#### DATA EXCERPT ####

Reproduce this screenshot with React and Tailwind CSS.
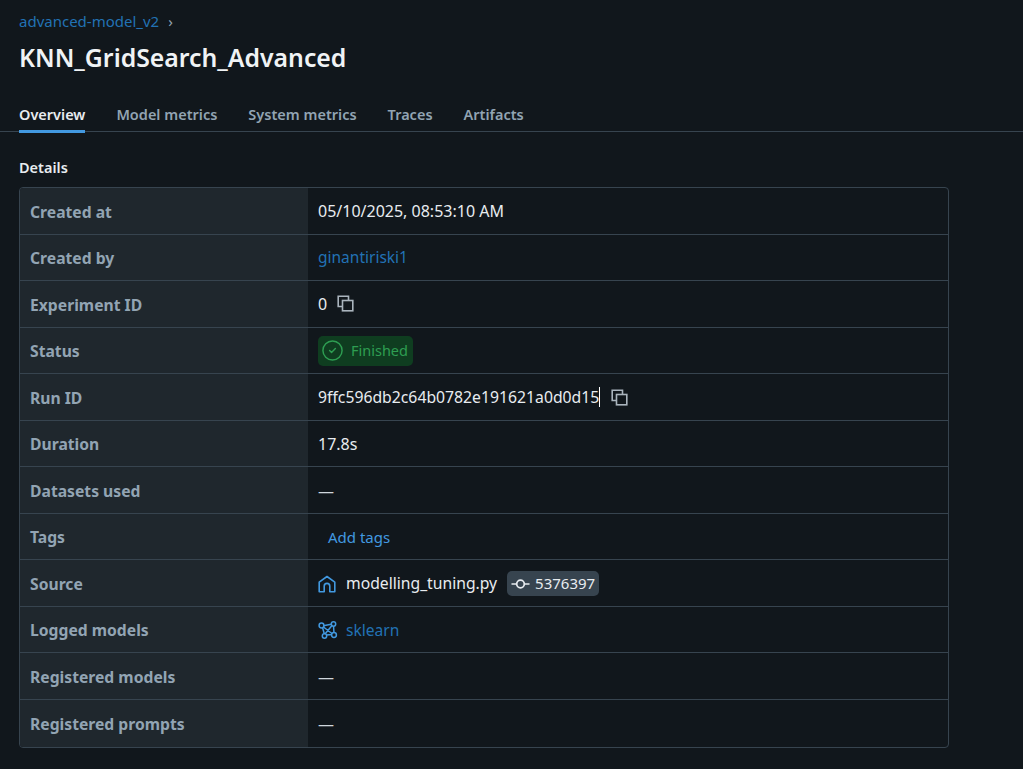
import { CircleCheck } from 'lucide-react'

const font = { fontFamily: '"Noto Sans", "Open Sans", sans-serif' }

function CopyIcon({ className }) {
  return (
    <svg viewBox="0 0 17 17" fill="none" stroke="#aab4bd" strokeWidth="1.6" className={className}>
      <path d="M5.5 11.5H1.2V1.2h10.3v4.3" />
      <rect x="5.5" y="5.5" width="10.3" height="10.3" />
    </svg>
  )
}

function HomeIcon() {
  return (
    <svg viewBox="0 0 18 18" fill="none" stroke="#4299e0" strokeWidth="1.6" className="w-[18px] h-[18px] shrink-0">
      <path d="M1.2 7.2 9 1.5l7.8 5.7v9.6h-5v-5.6a2.8 2.8 0 0 0-5.6 0v5.6h-5z" strokeLinejoin="round" />
    </svg>
  )
}

function CommitIcon() {
  return (
    <svg viewBox="0 0 20 14" fill="none" stroke="#e8ecf0" strokeWidth="1.8" className="w-[19px] h-[14px] shrink-0">
      <circle cx="10" cy="7" r="4" />
      <path d="M0.5 7H6M14 7h5.5" />
    </svg>
  )
}

function ModelIcon() {
  return (
    <svg viewBox="0 0 20 18" fill="none" stroke="#4299e0" strokeWidth="1.5" className="w-[20px] h-[18px] shrink-0">
      <path d="M4 5 14.5 3M4.5 6.5l2 7M5.5 6l9 7M15.5 4.5l.5 8M8 14l6.5-.5M7 13l7-8.5" />
      <circle cx="3.5" cy="4.5" r="2.4" fill="#11171c" />
      <circle cx="15.5" cy="3" r="2.2" fill="#11171c" />
      <circle cx="6.5" cy="15" r="2.2" fill="#11171c" />
      <circle cx="16" cy="14" r="2.4" fill="#11171c" />
    </svg>
  )
}

function Dash() {
  return <span className="mt-[1px] text-[#cfd6dc]">—</span>
}

const rows = [
  { label: 'Created at', value: <span>05/10/2025, 08:53:10 AM</span> },
  { label: 'Created by', value: <span className="text-[15.5px] text-[#2272b4]">ginantiriski1</span> },
  {
    label: 'Experiment ID',
    value: (
      <div className="flex items-center gap-[10px]">
        <span>0</span>
        <CopyIcon className="w-[17px] h-[17px] -mt-[2px]" />
      </div>
    ),
  },
  {
    label: 'Status',
    value: (
      <div className="flex items-center gap-[7px] h-[30px] pl-[3px] pr-[5px] rounded-[5px] bg-[#0f3d20] text-[#2e9e52]">
        <CircleCheck size={23} strokeWidth={1.5} />
        <span className="text-[14.5px]">Finished</span>
      </div>
    ),
  },
  {
    label: 'Run ID',
    value: (
      <div className="flex items-center gap-[11px]">
        <span className="text-[15.75px] border-r border-white leading-[20px]">9ffc596db2c64b0782e191621a0d0d15</span>
        <CopyIcon className="w-[17px] h-[17px]" />
      </div>
    ),
  },
  { label: 'Duration', value: <span>17.8s</span> },
  { label: 'Datasets used', value: <Dash /> },
  { label: 'Tags', value: <span className="pl-[10px] text-[15px] text-[#4299e0]">Add tags</span> },
  {
    label: 'Source',
    value: (
      <div className="flex items-center">
        <HomeIcon />
        <span className="ml-[10px] text-[15.7px]">modelling_tuning.py</span>
        <div className="ml-[10px] flex items-center gap-[5px] h-[25px] pl-[4px] pr-[4px] rounded-[5px] bg-[#37444f]">
          <CommitIcon />
          <span className="text-[15px]">5376397</span>
        </div>
      </div>
    ),
  },
  {
    label: 'Logged models',
    value: (
      <div className="flex items-center">
        <ModelIcon />
        <span className="ml-[8px] text-[15.6px] text-[#2272b4]">sklearn</span>
      </div>
    ),
  },
  { label: 'Registered models', value: <Dash /> },
  { label: 'Registered prompts', value: <Dash /> },
]

const tabs = ['Overview', 'Model metrics', 'System metrics', 'Traces', 'Artifacts']

export default function App() {
  return (
    <div className="h-[769px] overflow-hidden bg-[#11171c] text-[#e8ecf0]" style={font}>
      <div className="pl-[19px] pt-[10px]">
        <div className="flex items-center h-[22px] text-[15px] text-[#2272b4]">
          advanced-model_v2
          <span className="ml-[9px] text-[#92a4b3] text-[15px]">›</span>
        </div>
        <h1 className="mt-[7px] h-[36px] leading-[36px] text-[24.8px] font-semibold text-[#f0f3f5]">
          KNN_GridSearch_Advanced
        </h1>
      </div>

      <div className="mt-[25px] pl-[19px] flex gap-[31px] h-[32px] border-b border-[#37444f]">
        {tabs.map((tab, idx) => (
          <div
            key={tab}
            className={
              idx === 0
                ? 'h-[33px] leading-[28px] text-[14.5px] font-semibold text-[#e8ecf0] border-b-[3px] border-[#4299e0]'
                : 'h-[33px] leading-[28px] text-[14.5px] font-semibold text-[#92a4b3]'
            }
          >
            {tab}
          </div>
        ))}
      </div>

      <div className="pl-[19px] pt-[24px]">
        <h2 className="h-[22px] leading-[22px] text-[14.5px] font-semibold">Details</h2>
        <div className="mt-[9px] w-[930px] border border-[#37444f] rounded-[4px] overflow-hidden">
          {rows.map((row, idx) => (
            <div
              key={row.label}
              className={
                idx === rows.length - 1
                  ? 'flex h-[46.55px]'
                  : 'flex h-[46.55px] border-b border-[#37444f]'
              }
            >
              <div className="w-[288px] shrink-0 flex items-center pl-[10px] pt-[3px] bg-[#1f272d] text-[#92a4b3] text-[15.7px] font-bold">
                {row.label}
              </div>
              <div className="flex-1 flex items-center pl-[10px] pt-[1px] text-[16px]">{row.value}</div>
            </div>
          ))}
        </div>
      </div>
    </div>
  )
}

####

WHAT YOU NEED TO DO: Reproduce all of the data exactly, omitting each picture it holds.

FINISHED EXERCISE:
Reproduce this screenshot with React and Tailwind CSS.
import { CircleCheck } from 'lucide-react'

const font = { fontFamily: '"Noto Sans", "Open Sans", sans-serif' }

function CopyIcon({ className }) {
  return (
    <svg viewBox="0 0 17 17" fill="none" stroke="#aab4bd" strokeWidth="1.6" className={className}>
      <path d="M5.5 11.5H1.2V1.2h10.3v4.3" />
      <rect x="5.5" y="5.5" width="10.3" height="10.3" />
    </svg>
  )
}

function HomeIcon() {
  return (
    <svg viewBox="0 0 18 18" fill="none" stroke="#4299e0" strokeWidth="1.6" className="w-[18px] h-[18px] shrink-0">
      <path d="M1.2 7.2 9 1.5l7.8 5.7v9.6h-5v-5.6a2.8 2.8 0 0 0-5.6 0v5.6h-5z" strokeLinejoin="round" />
    </svg>
  )
}

function CommitIcon() {
  return (
    <svg viewBox="0 0 20 14" fill="none" stroke="#e8ecf0" strokeWidth="1.8" className="w-[19px] h-[14px] shrink-0">
      <circle cx="10" cy="7" r="4" />
      <path d="M0.5 7H6M14 7h5.5" />
    </svg>
  )
}

function ModelIcon() {
  return (
    <svg viewBox="0 0 20 18" fill="none" stroke="#4299e0" strokeWidth="1.5" className="w-[20px] h-[18px] shrink-0">
      <path d="M4 5 14.5 3M4.5 6.5l2 7M5.5 6l9 7M15.5 4.5l.5 8M8 14l6.5-.5M7 13l7-8.5" />
      <circle cx="3.5" cy="4.5" r="2.4" fill="#11171c" />
      <circle cx="15.5" cy="3" r="2.2" fill="#11171c" />
      <circle cx="6.5" cy="15" r="2.2" fill="#11171c" />
      <circle cx="16" cy="14" r="2.4" fill="#11171c" />
    </svg>
  )
}

function Dash() {
  return <span className="mt-[1px] text-[#cfd6dc]">—</span>
}

const rows = [
  { label: 'Created at', value: <span>05/10/2025, 08:53:10 AM</span> },
  { label: 'Created by', value: <span className="text-[15.5px] text-[#2272b4]">ginantiriski1</span> },
  {
    label: 'Experiment ID',
    value: (
      <div className="flex items-center gap-[10px]">
        <span>0</span>
        <CopyIcon className="w-[17px] h-[17px] -mt-[2px]" />
      </div>
    ),
  },
  {
    label: 'Status',
    value: (
      <div className="flex items-center gap-[7px] h-[30px] pl-[3px] pr-[5px] rounded-[5px] bg-[#0f3d20] text-[#2e9e52]">
        <CircleCheck size={23} strokeWidth={1.5} />
        <span className="text-[14.5px]">Finished</span>
      </div>
    ),
  },
  {
    label: 'Run ID',
    value: (
      <div className="flex items-center gap-[11px]">
        <span className="text-[15.75px] border-r border-white leading-[20px]">9ffc596db2c64b0782e191621a0d0d15</span>
        <CopyIcon className="w-[17px] h-[17px]" />
      </div>
    ),
  },
  { label: 'Duration', value: <span>17.8s</span> },
  { label: 'Datasets used', value: <Dash /> },
  { label: 'Tags', value: <span className="pl-[10px] text-[15px] text-[#4299e0]">Add tags</span> },
  {
    label: 'Source',
    value: (
      <div className="flex items-center">
        <HomeIcon />
        <span className="ml-[10px] text-[15.7px]">modelling_tuning.py</span>
        <div className="ml-[10px] flex items-center gap-[5px] h-[25px] pl-[4px] pr-[4px] rounded-[5px] bg-[#37444f]">
          <CommitIcon />
          <span className="text-[15px]">5376397</span>
        </div>
      </div>
    ),
  },
  {
    label: 'Logged models',
    value: (
      <div className="flex items-center">
        <ModelIcon />
        <span className="ml-[8px] text-[15.6px] text-[#2272b4]">sklearn</span>
      </div>
    ),
  },
  { label: 'Registered models', value: <Dash /> },
  { label: 'Registered prompts', value: <Dash /> },
]

const tabs = ['Overview', 'Model metrics', 'System metrics', 'Traces', 'Artifacts']

export default function App() {
  return (
    <div className="h-[769px] overflow-hidden bg-[#11171c] text-[#e8ecf0]" style={font}>
      <div className="pl-[19px] pt-[10px]">
        <div className="flex items-center h-[22px] text-[15px] text-[#2272b4]">
          advanced-model_v2
          <span className="ml-[9px] text-[#92a4b3] text-[15px]">›</span>
        </div>
        <h1 className="mt-[7px] h-[36px] leading-[36px] text-[24.8px] font-semibold text-[#f0f3f5]">
          KNN_GridSearch_Advanced
        </h1>
      </div>

      <div className="mt-[25px] pl-[19px] flex gap-[31px] h-[32px] border-b border-[#37444f]">
        {tabs.map((tab, idx) => (
          <div
            key={tab}
            className={
              idx === 0
                ? 'h-[33px] leading-[28px] text-[14.5px] font-semibold text-[#e8ecf0] border-b-[3px] border-[#4299e0]'
                : 'h-[33px] leading-[28px] text-[14.5px] font-semibold text-[#92a4b3]'
            }
          >
            {tab}
          </div>
        ))}
      </div>

      <div className="pl-[19px] pt-[24px]">
        <h2 className="h-[22px] leading-[22px] text-[14.5px] font-semibold">Details</h2>
        <div className="mt-[9px] w-[930px] border border-[#37444f] rounded-[4px] overflow-hidden">
          {rows.map((row, idx) => (
            <div
              key={row.label}
              className={
                idx === rows.length - 1
                  ? 'flex h-[46.55px]'
                  : 'flex h-[46.55px] border-b border-[#37444f]'
              }
            >
              <div className="w-[288px] shrink-0 flex items-center pl-[10px] pt-[3px] bg-[#1f272d] text-[#92a4b3] text-[15.7px] font-bold">
                {row.label}
              </div>
              <div className="flex-1 flex items-center pl-[10px] pt-[1px] text-[16px]">{row.value}</div>
            </div>
          ))}
        </div>
      </div>
    </div>
  )
}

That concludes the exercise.